◆ **Short task**:
Write out the listing below without alteration, omitting its pictures.

# start of Information supplied

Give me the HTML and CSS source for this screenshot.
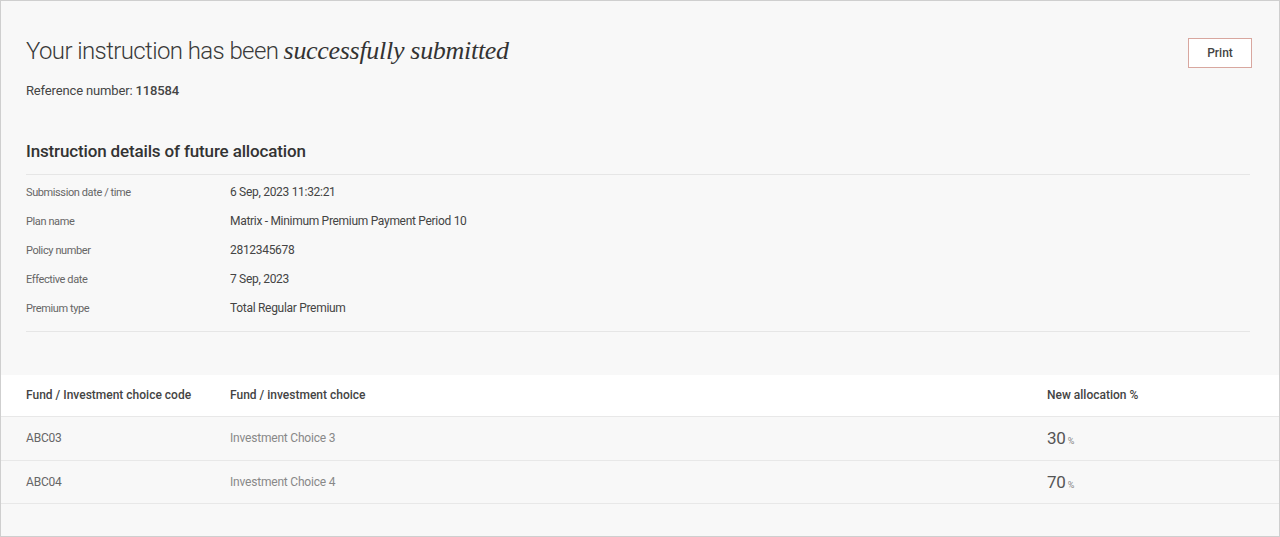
FILE: index.html
```html
<html>

<head>
    <meta name="viewport" content="width=device-width, initial-scale=1.0">
    <title>Instruction submitted</title>
    <link rel="stylesheet" href="styles.css">
</head>

<body>

    <div class="page">

        <div class="top">
            <div class="intro">
                <h1 class="title">Your instruction has been <em>successfully submitted</em></h1>
                <p class="ref">Reference number: <b>118584</b></p>
            </div>
            <button class="print-btn">Print</button>
        </div>

        <div class="details">
            <h2>Instruction details of future allocation</h2>
            <dl class="info">
                <dt>Submission date / time</dt>
                <dd>6 Sep, 2023 11:32:21</dd>
                <dt>Plan name</dt>
                <dd>Matrix - Minimum Premium Payment Period 10</dd>
                <dt>Policy number</dt>
                <dd>2812345678</dd>
                <dt>Effective date</dt>
                <dd>7 Sep, 2023</dd>
                <dt>Premium type</dt>
                <dd>Total Regular Premium</dd>
            </dl>
        </div>

        <table class="funds">
            <thead>
                <tr>
                    <th class="col-code">Fund / Investment choice code</th>
                    <th class="col-name">Fund / investment choice</th>
                    <th class="col-pct">New allocation %</th>
                </tr>
            </thead>
            <tbody>
                <tr>
                    <td class="code">ABC03</td>
                    <td class="name">Investment Choice 3</td>
                    <td class="pct">30<span>%</span></td>
                </tr>
                <tr>
                    <td class="code">ABC04</td>
                    <td class="name">Investment Choice 4</td>
                    <td class="pct">70<span>%</span></td>
                </tr>
            </tbody>
        </table>

    </div>

</body>

</html>
```

FILE: styles.css
```css
body {
    margin: 0;
    padding: 0;
    font-family: Roboto, "Liberation Sans", sans-serif;
    background-color: #f8f8f8;
    color: #444;
}

.page {
    height: 537px;
    box-sizing: border-box;
    border: 1px solid #cfcfcf;
    background-color: #f8f8f8;
}

.top {
    display: flex;
    justify-content: space-between;
    align-items: flex-start;
    padding: 35px 27px 0 25px;
}

.title {
    margin: 0;
    font-size: 24px;
    font-weight: 300;
    letter-spacing: -0.6px;
    color: #3a3a3a;
    line-height: 30px;
}

.title em {
    font-family: "Liberation Serif", serif;
    font-size: 26px;
    letter-spacing: -0.3px;
    color: #333;
}

.ref {
    margin: 17px 0 0 0;
    font-size: 13px;
    letter-spacing: -0.15px;
    color: #444;
}

.ref b {
    font-weight: 500;
}

.print-btn {
    width: 64px;
    height: 30px;
    margin-top: 2px;
    background-color: #fff;
    border: 1px solid #d8a79f;
    font-family: Roboto, sans-serif;
    font-size: 12px;
    font-weight: 500;
    color: #444;
    cursor: pointer;
}

.details {
    margin: 0 29px 0 25px;
    padding-top: 43px;
}

.details h2 {
    margin: 0;
    font-size: 17px;
    font-weight: 500;
    letter-spacing: -0.15px;
    color: #333;
    padding-bottom: 13px;
    border-bottom: 1px solid #e6e6e6;
}

.info {
    display: grid;
    grid-template-columns: 204px 1fr;
    row-gap: 12px;
    margin: 0;
    padding: 9px 0 14px 0;
    border-bottom: 1px solid #e6e6e6;
}

.info dt {
    font-size: 11px;
    letter-spacing: -0.4px;
    color: #666;
    line-height: 17px;
}

.info dd {
    margin: 0;
    font-size: 12px;
    letter-spacing: -0.3px;
    color: #444;
    line-height: 17px;
}

.funds {
    width: 100%;
    margin-top: 43px;
    border-collapse: collapse;
}

.funds th {
    background-color: #fff;
    text-align: left;
    font-size: 12px;
    font-weight: 500;
    color: #444;
    height: 41px;
    padding: 0;
    border-bottom: 1px solid #e8e8e8;
}

.funds td {
    height: 43px;
    padding: 0;
    border-bottom: 1px solid #e8e8e8;
    font-size: 12px;
    letter-spacing: -0.2px;
    color: #666;
}

.funds tbody tr:first-child td {
    height: 44px;
}

.col-code, .code {
    padding-left: 25px !important;
    width: 204px;
}

.col-name {
    width: 817px;
}

.name {
    color: #888 !important;
}

.pct {
    font-size: 17px !important;
    color: #555 !important;
}

.pct span {
    font-size: 9px;
    margin-left: 2px;
    color: #888;
}
```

# end of Information supplied

◆ **Answer to this problem**:
Give me the HTML and CSS source for this screenshot.
FILE: index.html
```html
<html>

<head>
    <meta name="viewport" content="width=device-width, initial-scale=1.0">
    <title>Instruction submitted</title>
    <link rel="stylesheet" href="styles.css">
</head>

<body>

    <div class="page">

        <div class="top">
            <div class="intro">
                <h1 class="title">Your instruction has been <em>successfully submitted</em></h1>
                <p class="ref">Reference number: <b>118584</b></p>
            </div>
            <button class="print-btn">Print</button>
        </div>

        <div class="details">
            <h2>Instruction details of future allocation</h2>
            <dl class="info">
                <dt>Submission date / time</dt>
                <dd>6 Sep, 2023 11:32:21</dd>
                <dt>Plan name</dt>
                <dd>Matrix - Minimum Premium Payment Period 10</dd>
                <dt>Policy number</dt>
                <dd>2812345678</dd>
                <dt>Effective date</dt>
                <dd>7 Sep, 2023</dd>
                <dt>Premium type</dt>
                <dd>Total Regular Premium</dd>
            </dl>
        </div>

        <table class="funds">
            <thead>
                <tr>
                    <th class="col-code">Fund / Investment choice code</th>
                    <th class="col-name">Fund / investment choice</th>
                    <th class="col-pct">New allocation %</th>
                </tr>
            </thead>
            <tbody>
                <tr>
                    <td class="code">ABC03</td>
                    <td class="name">Investment Choice 3</td>
                    <td class="pct">30<span>%</span></td>
                </tr>
                <tr>
                    <td class="code">ABC04</td>
                    <td class="name">Investment Choice 4</td>
                    <td class="pct">70<span>%</span></td>
                </tr>
            </tbody>
        </table>

    </div>

</body>

</html>
```

FILE: styles.css
```css
body {
    margin: 0;
    padding: 0;
    font-family: Roboto, "Liberation Sans", sans-serif;
    background-color: #f8f8f8;
    color: #444;
}

.page {
    height: 537px;
    box-sizing: border-box;
    border: 1px solid #cfcfcf;
    background-color: #f8f8f8;
}

.top {
    display: flex;
    justify-content: space-between;
    align-items: flex-start;
    padding: 35px 27px 0 25px;
}

.title {
    margin: 0;
    font-size: 24px;
    font-weight: 300;
    letter-spacing: -0.6px;
    color: #3a3a3a;
    line-height: 30px;
}

.title em {
    font-family: "Liberation Serif", serif;
    font-size: 26px;
    letter-spacing: -0.3px;
    color: #333;
}

.ref {
    margin: 17px 0 0 0;
    font-size: 13px;
    letter-spacing: -0.15px;
    color: #444;
}

.ref b {
    font-weight: 500;
}

.print-btn {
    width: 64px;
    height: 30px;
    margin-top: 2px;
    background-color: #fff;
    border: 1px solid #d8a79f;
    font-family: Roboto, sans-serif;
    font-size: 12px;
    font-weight: 500;
    color: #444;
    cursor: pointer;
}

.details {
    margin: 0 29px 0 25px;
    padding-top: 43px;
}

.details h2 {
    margin: 0;
    font-size: 17px;
    font-weight: 500;
    letter-spacing: -0.15px;
    color: #333;
    padding-bottom: 13px;
    border-bottom: 1px solid #e6e6e6;
}

.info {
    display: grid;
    grid-template-columns: 204px 1fr;
    row-gap: 12px;
    margin: 0;
    padding: 9px 0 14px 0;
    border-bottom: 1px solid #e6e6e6;
}

.info dt {
    font-size: 11px;
    letter-spacing: -0.4px;
    color: #666;
    line-height: 17px;
}

.info dd {
    margin: 0;
    font-size: 12px;
    letter-spacing: -0.3px;
    color: #444;
    line-height: 17px;
}

.funds {
    width: 100%;
    margin-top: 43px;
    border-collapse: collapse;
}

.funds th {
    background-color: #fff;
    text-align: left;
    font-size: 12px;
    font-weight: 500;
    color: #444;
    height: 41px;
    padding: 0;
    border-bottom: 1px solid #e8e8e8;
}

.funds td {
    height: 43px;
    padding: 0;
    border-bottom: 1px solid #e8e8e8;
    font-size: 12px;
    letter-spacing: -0.2px;
    color: #666;
}

.funds tbody tr:first-child td {
    height: 44px;
}

.col-code, .code {
    padding-left: 25px !important;
    width: 204px;
}

.col-name {
    width: 817px;
}

.name {
    color: #888 !important;
}

.pct {
    font-size: 17px !important;
    color: #555 !important;
}

.pct span {
    font-size: 9px;
    margin-left: 2px;
    color: #888;
}
```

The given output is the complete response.